Is there a way, then, to rigorously define these two situations—described, as experimental arrangements, in terms of either only one or both channels open—as different? Yes, of course. The difference between them is defined by the different data registered in such events—as observed, as phenomena, in different, specifically complementary setups (which we can establish and control classically)—and by different probabilistic predictions, enabled by the formalism (cum Born’s rule) concerning these events. This difference, again, is often seen, as by Leggett, under the heading of the quantum measurement paradox. In the present view, the situation, rather than being paradoxical, obeys the logic of complementarity fully supported by the probabilities of quantum predictions. This is clearly suggested (without an appeal to Dirac discontinuity, at most only implicitly assumed) by Bohr’s definition of his concept of phenomenon:
I advocated the application of the word phenomenon exclusively to refer to the observations obtained under specified circumstances, including an account of the whole experimental arrangement. In such terminology, the observational problem is free of any special intricacy since, in actual experiments, all observations are expressed by unambiguous statements referring, for instance, to the registration of the point at which an electron arrives at a photographic plate.
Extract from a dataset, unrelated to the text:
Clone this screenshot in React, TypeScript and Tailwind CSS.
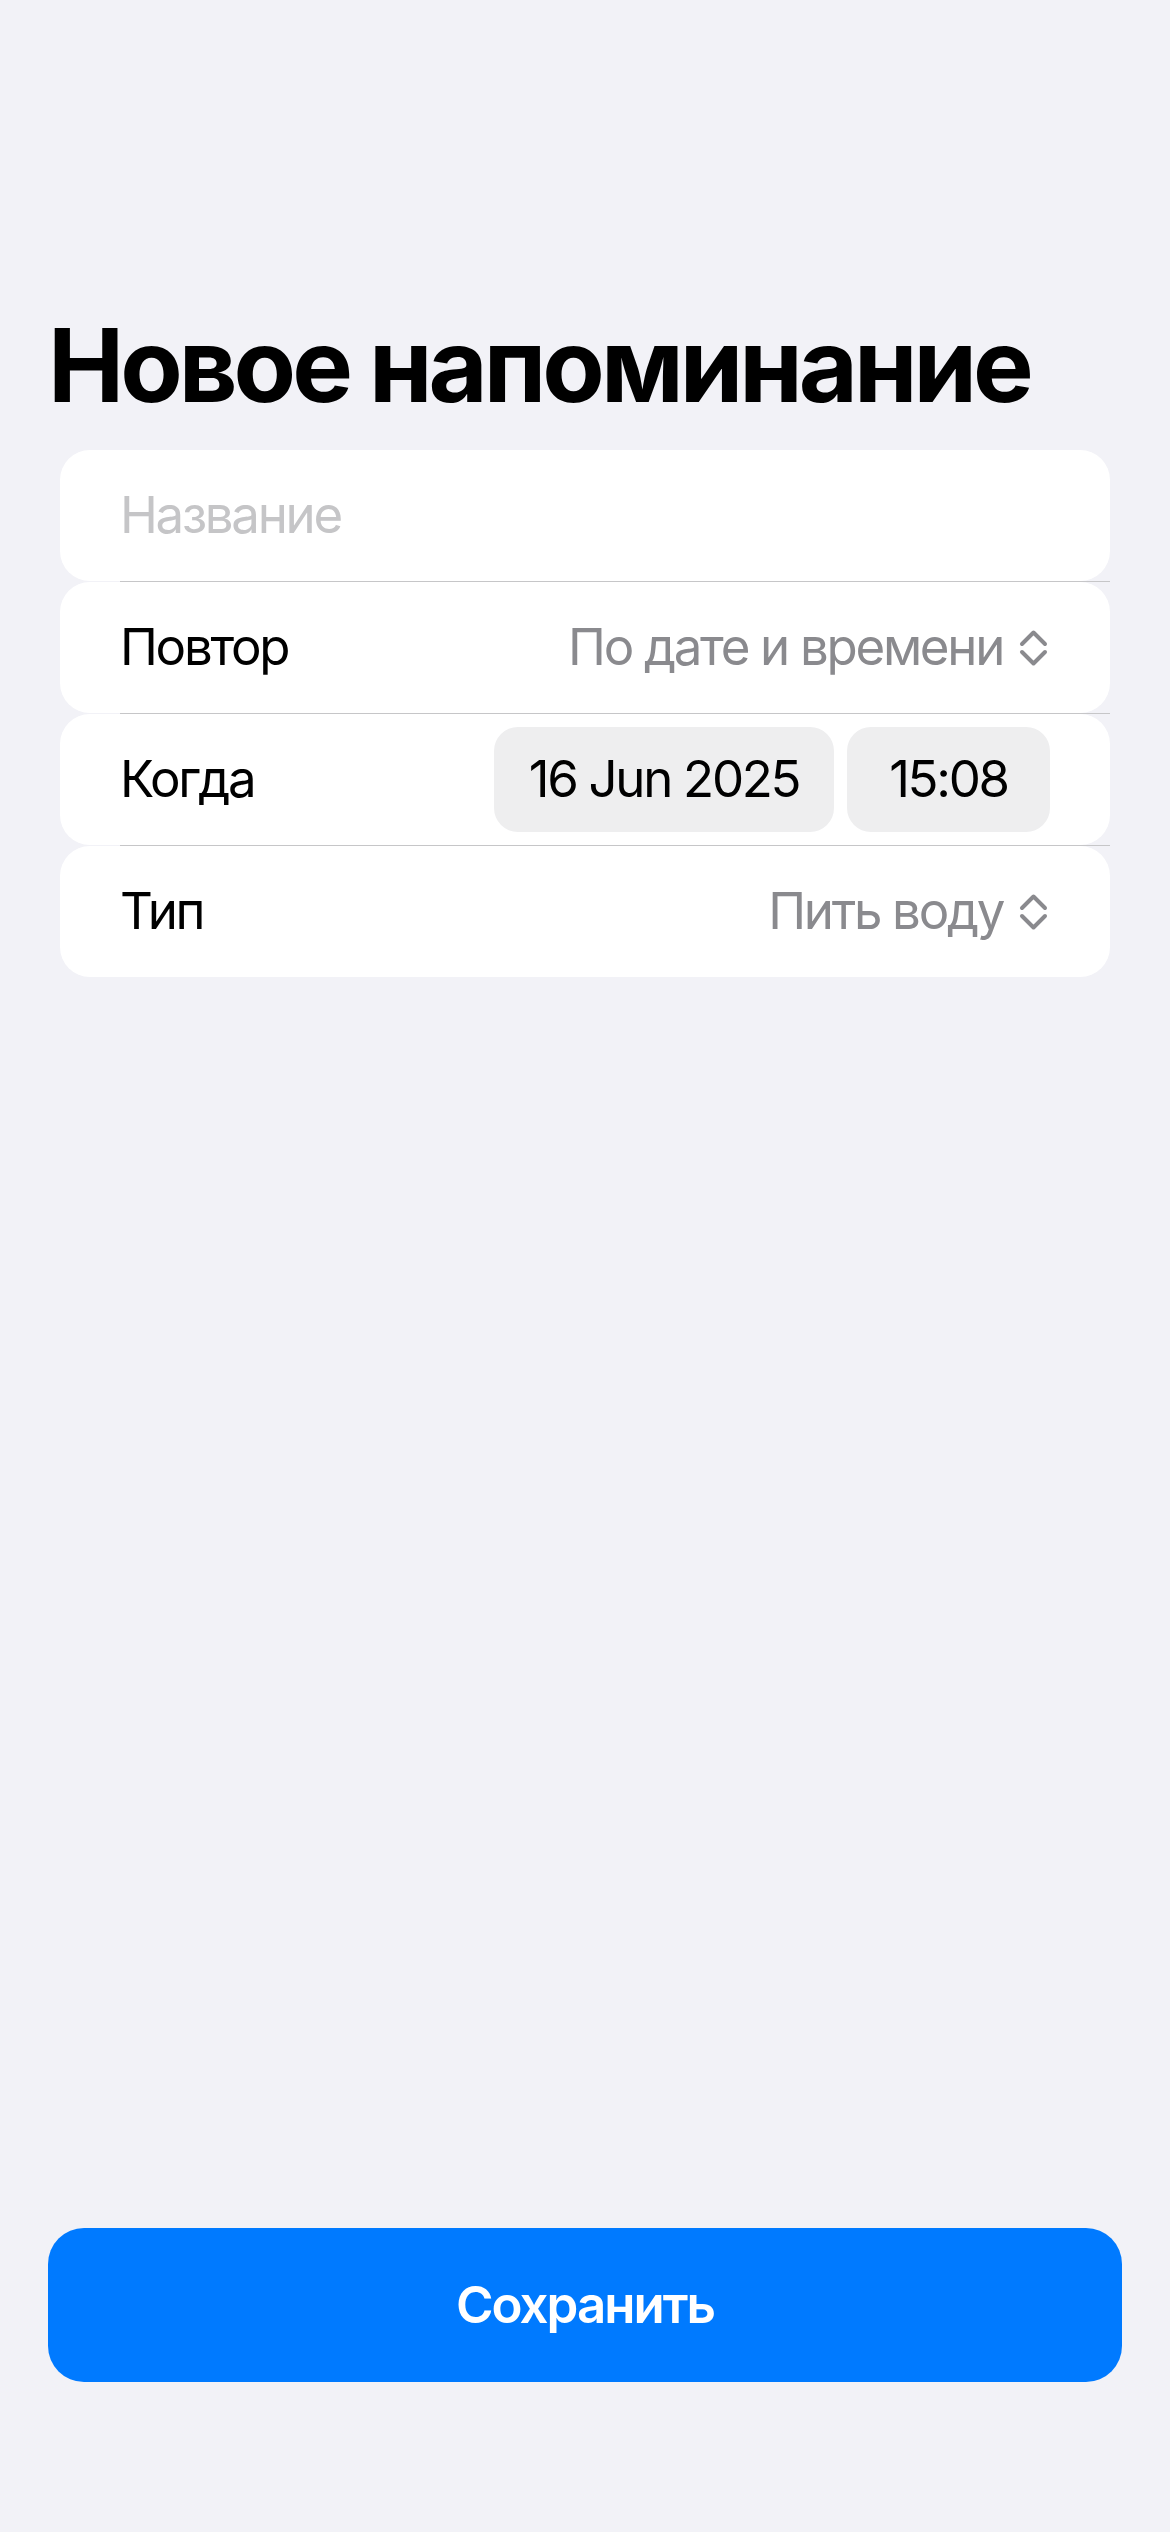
import React from "react";

function UpDown() {
  return (
    <svg width="29" height="38" viewBox="-2 -2 29 38" fill="none" className="shrink-0">
      <path d="M1 13 L12.5 1.5 L24 13" stroke="#8A8A8E" strokeWidth="4" strokeLinecap="round" strokeLinejoin="round" />
      <path d="M1 21 L12.5 32.5 L24 21" stroke="#8A8A8E" strokeWidth="4" strokeLinecap="round" strokeLinejoin="round" />
    </svg>
  );
}

function Sep() {
  return <div className="ml-[60px] h-px bg-[#C6C6C8]" />;
}

export default function App() {
  return (
    <div
      className="flex h-[2532px] w-full flex-col bg-[#F2F2F7] text-black"
      style={{ fontFamily: "Inter, 'Noto Sans', sans-serif" }}
    >
      <h1 className="pl-[48px] pt-[304px] text-[102px] font-bold leading-[122px] tracking-[-4px]">
        Новое напоминание
      </h1>

      <div className="mt-[24px] flex flex-col px-[60px] text-[51px] tracking-[-2.3px]">
        <div className="flex h-[131px] items-center rounded-[30px] bg-white pl-[60px] pr-[60px]">
          <span className="text-[#C5C5C7]">Название</span>
        </div>
        <Sep />
        <div className="flex h-[131px] items-center justify-between rounded-[30px] bg-white pl-[60px] pr-[62px]">
          <span>Повтор</span>
          <div className="flex items-center gap-[16px]">
            <span className="text-[#8A8A8E]">По дате и времени</span>
            <UpDown />
          </div>
        </div>
        <Sep />
        <div className="flex h-[131px] items-center justify-between rounded-[30px] bg-white pl-[60px] pr-[60px]">
          <span>Когда</span>
          <div className="flex items-center gap-[13px]">
            <div className="flex h-[105px] w-[340px] items-center justify-center rounded-[24px] bg-[#EEEEEF]">
              16 Jun 2025
            </div>
            <div className="flex h-[105px] w-[203px] items-center justify-center rounded-[24px] bg-[#EEEEEF]">
              15:08
            </div>
          </div>
        </div>
        <Sep />
        <div className="flex h-[131px] items-center justify-between rounded-[30px] bg-white pl-[60px] pr-[62px]">
          <span>Тип</span>
          <div className="flex items-center gap-[16px]">
            <span className="text-[#8A8A8E]">Пить воду</span>
            <UpDown />
          </div>
        </div>
      </div>

      <div className="flex-1" />

      <div className="px-[48px] pb-[150px]">
        <button className="flex h-[154px] w-full items-center justify-center rounded-[36px] bg-[#007AFF] text-[51px] font-semibold tracking-[-2px] text-white">
          Сохранить
        </button>
      </div>
    </div>
  );
}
Moreover, speaking in such a way is just suited to emphasize that the appropriate physical interpretation of the symbolic quantum-mechanical formalism amounts only to predictions, of determinate or statistical character, pertaining to individual phenomena appearing under conditions defined by classical physical concepts [describing the observable parts of measuring instruments]. [5] (v. 2, p. 64).
Bohr, accordingly, saw the quantum-mechanical situation as indicating “the ambiguity in ascribing customary physical attributes to atomic [quantum] objects” themselves or to their independent behavior, as against phenomena, in his sense, something that is actually observed or registered. Instead, he concludes: “To my mind, there is no other alternative than to admit that, in this field of experience, we are dealing with individual phenomena and that our possibilities of handling the measuring instruments allow us only to make a choice between the different complementary phenomena we want to study” [5] (v. 2, p. 51).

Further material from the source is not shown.